Monday, September 18, 2017

Environmental, outdoor groups vow to fight national monument reductions

Environmental and outdoor recreation groups threatened Monday to sue if President Donald Trump adopts Interior Secretary Ryan Zinke's leaked proposal to alter nearly a dozen national monuments, while grazing, fishing and other groups welcomed the recommendations. University of Colorado law professor Mark Squillace, an expert in the Antiquities Act, said in an email that Zinke's proposal raises a host of legal issues given that no president has considered making so many changes to previous designations. "Decisions to protect certain objects (and not others) involve judgment call that courts have shown an inclination to respect," he said. "The significant legal issues aside, if we allow presidents to second guess the judgments of their predecessor there would no end to the mischief that would create." Although Zinke has proposed amending all 10 monuments' proclamations to shift the way they are managed, the majority of the management plans for these monuments have not been finalized because they take between five and six years to complete. Randi Spivak, public lands program director for the advocacy group Center for Biological Diversity, said any proclamation change "would be subject to challenge" and "any proposed management plan changes will need to formally go through the same legal and administrative processes again, subject to the same administrative appeal and litigation requirements." "This process will be very legally vulnerable because it will have to deal with all the scientific, environmental and social conclusions produced during the first round of management plan creation," she said. "This would be a massive hurdle for the administration."...more

There is one bright spot in all this:

 Grazing advocates also welcomed the idea of providing ranchers with more access on five different monuments, including not only Bears Ears, Grand Staircase-Escalante and Gold Butte but also the New Mexico monuments Rio Grande Del Norte and Organ Mountains-Desert Peaks.

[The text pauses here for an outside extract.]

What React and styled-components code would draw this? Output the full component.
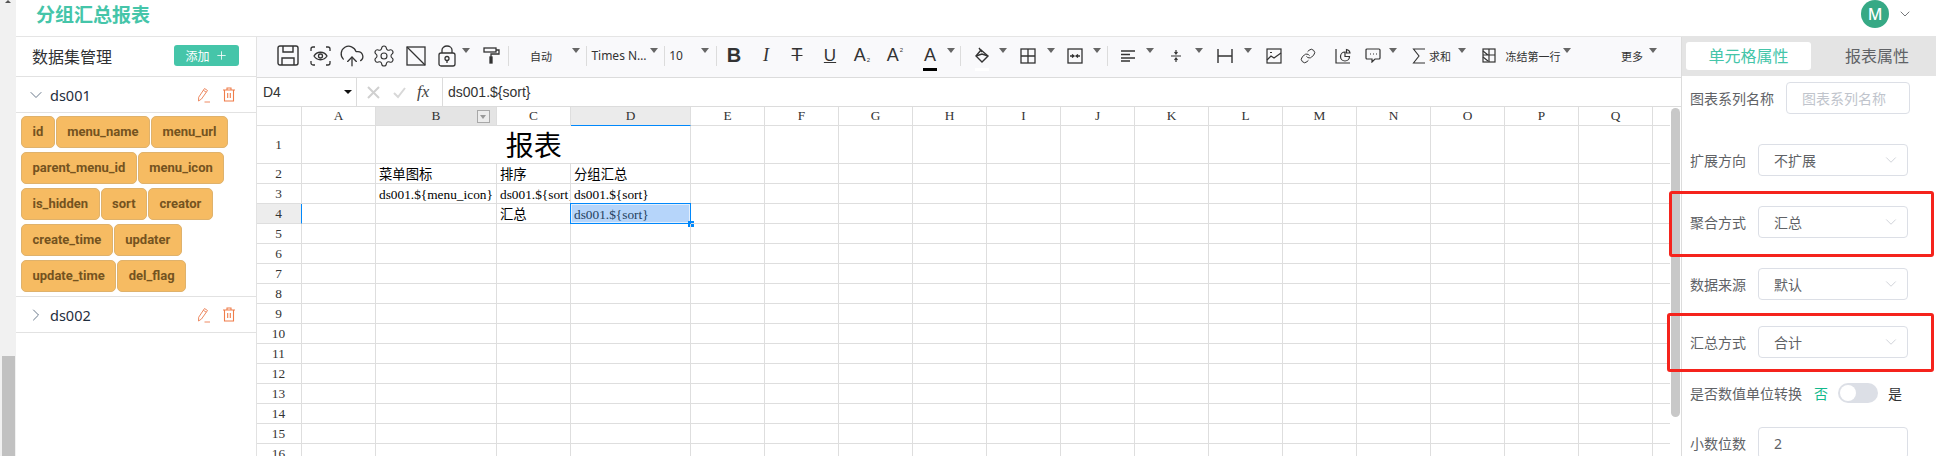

Both NM monuments have terrible anti-grazing language in them. What remains to be seen is how Interior proposes to fix this issue. It would appear to me they have three options:

° Revise the proclamation to include language like that in the Basin and Range Proclamation, which makes it clear the monument designation has no impact on livestock grazing

° Revise the proclamation to remove the consistency language but still leave it vague as to how the proclamation affects livestock grazing, or

° Not  revise the proclamation and claim they can fix the issue through policy memos and internal guidance.

If they truly want to protect the ranching families in these monuments, they will pursue the first option.

The second option will give these families a better chance of surviving the designation, but still leave them vulnerable to lawsuits or other negative actions

The third option is a total cop out. The consistency language will remain causing great vulnerability to lawsuits and anti-grazing policies of future administrations.

We will be watching to see what Interior's real intent is with respect to the future of ranching in these monuments.

And let's take a look at the statement of the law professor:

 "The significant legal issues aside, if we allow presidents to second guess the judgments of their predecessor there would no end to the mischief that would create."

Let's think carefully of what that would mean. If a President orders troops into a war zone, it would be inappropriate for a subsequent President to "second guess the judgements of their predecessor" and withdraw those troops? We'd be involved in a perpetual war with no options? What a ridiculous statement to make.

2 comments:

Unknown said...

The Antiquities Act has become a runaway means for illegitimate actions. Maybe legal action by the enviros would have an effect opposite from their agenda.